Home goods and small appliances
Often split between both events: Black Friday may feature stronger attention-grabbing markdowns on well-known countertop appliances, vacuums, cookware sets, and home upgrades. Cyber Monday may be better for broad home catalog shopping where promo codes apply to multiple categories.
What to watch: model numbers, bundle quality, and whether the discount applies only to certain finishes or colors.
Toys and gifts
Often stronger on Black Friday: Retailers tend to use Black Friday to move high-demand gift categories quickly. If inventory risk matters more than squeezing out the last few dollars, Black Friday can be safer.
Often less predictable on Cyber Monday: There can still be good online deals, but stock pressure often matters more than pure discount depth in toy categories.
What to watch: shipping cutoffs and low-stock urgency tactics.
Mattresses and furniture
Often competitive on both, with a slight Cyber Monday edge online: Online mattress brands and digital-first furniture retailers often structure promotions around sitewide discount codes, financing banners, accessory bundles, and extended online offers. Cyber Monday may be easier for comparison because more of the pricing lives in the cart rather than on a crowded ad page.
What to watch: return fees, white-glove delivery costs, and inflated “compare at” prices.
Digital subscriptions and services
Often stronger on Cyber Monday: Streaming services, software subscriptions, creative tools, and digital memberships naturally fit Cyber Monday’s online-first format. These deals may appear as annual-plan discounts, bonus months, or new-user offers rather than classic item markdowns. For adjacent examples, see Best Subscription Deals for Streaming, Music, and Digital Services.
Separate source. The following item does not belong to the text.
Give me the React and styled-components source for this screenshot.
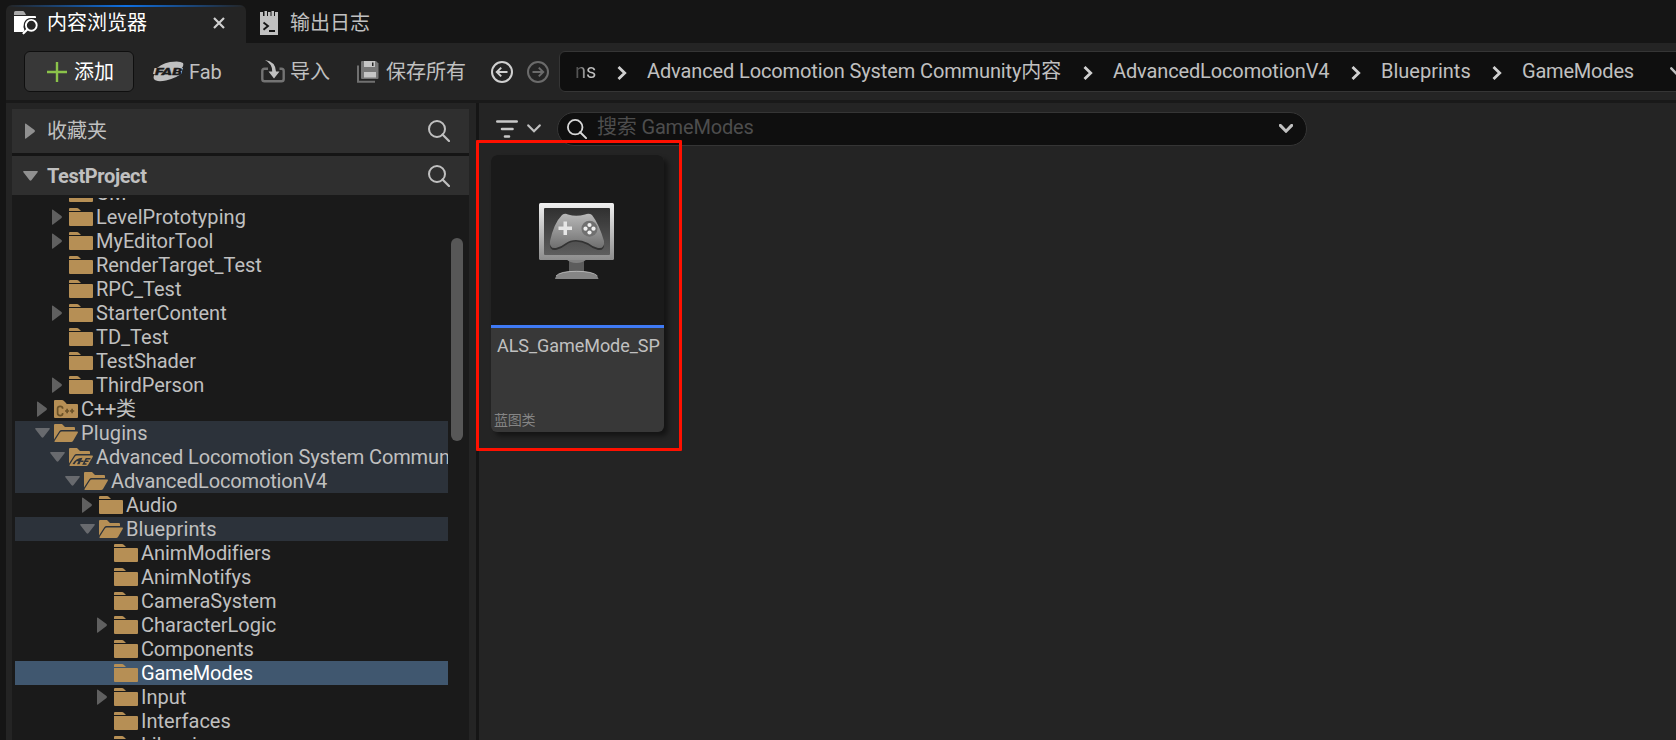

What to watch: renewal pricing after the intro period and eligibility restrictions for existing users.
Marketplace shopping
Often mixed: Large marketplaces blur the line between Black Friday and Cyber Monday. Because their sales can update constantly, the better day may come down to seller behavior, fulfillment speed, and whether the platform pushes flash discounts or coupon page offers.
What to watch: third-party seller ratings, shipped-by timing, and whether the sale item is truly the same product listing.
If you want one simple takeaway from this breakdown, it is this: Black Friday often rewards shoppers chasing visible marquee products, while Cyber Monday often rewards shoppers who are willing to compare online deals carefully and use coupon codes strategically.
Best fit by scenario
You do not need to memorize every category pattern. It is more useful to match the sale event to your shopping scenario.
Buy on Black Friday if:
- You are shopping for popular electronics, toys, or giftable items that may sell out.
- You care most about getting a strong advertised price on a specific product.
- You are comparing large retailers that compete directly on the same item.
- You want to lock in inventory early rather than wait for a small extra discount.
Wait for Cyber Monday if:
- You are buying from online-first brands or direct-to-consumer retailers.
- You want sitewide promo codes, free shipping code options, or categorywide savings.
- You are purchasing multiple smaller items and want flexibility across the cart.
- You are likely to combine retailer deals with cashback offers or loyalty rewards.
Shop both if:
- You are making a high-value purchase and the gap between a good deal and a great deal matters.
- You are open to more than one brand or model.
- You want to test whether a Black Friday markdown is later replaced by a stronger discount code.
- You are comfortable tracking your shortlist instead of impulse buying from today’s deals pages.
Do not wait too long if:
- The item is seasonal, gift-sensitive, or inventory is clearly limited.
- The retailer has a good return policy and price protection is available.
- You have already found a verified coupon or discount combination that meets your target budget.
A useful personal rule is to define your goal before the sale weekend starts. Decide whether you are optimizing for the lowest possible price, the safest inventory timing, the best shipping terms, or the easiest return path. Once that priority is clear, the Black Friday versus Cyber Monday choice becomes much simpler.
When to revisit
This comparison works best as a living guide, because holiday sale behavior changes whenever pricing strategies, shipping policies, or retailer competition changes. Revisit this topic when any of the following happens:
- Your target retailer changes its promotion style. A store that once relied on public markdowns may shift toward app-only discount codes or member pricing.
- Shipping policies change. Higher minimums or slower fulfillment can make an online Cyber Monday deal less attractive than it first appears.
- A new shopping channel becomes important. Marketplace sellers, brand apps, and loyalty programs can reshape which day is actually better.
- You are buying in a category with rapid model turnover. Electronics, subscriptions, and trend-driven products can change faster than broad seasonal advice.
- You notice different inventory behavior. Some years bring early Black Friday launches, extended Cyber Monday windows, or overlapping retailer deals that blur the distinction.
To make this article actionable, build a short holiday shopping process:
- Create a list of exact products or categories you care about.
- Set a target “buy now” price before sale ads go live.
- Check Black Friday offers first for high-demand products.
- Check Cyber Monday offers for code-based, sitewide, or cart-level savings.
- Compare the final checkout total, including shipping and any verified coupons.
- Use retailer policy pages and return terms as tie-breakers.
- Save your notes so next year’s comparison is faster.
The most reliable way to save money online shopping is not to guess which sale day is always better. It is to know which categories lean toward Black Friday, which often benefit from Cyber Monday’s online format, and how to compare retailer deals without getting distracted by the biggest banner on the page. If you treat Black Friday and Cyber Monday as two different discount styles rather than two versions of the same sale, you will usually make better buying decisions.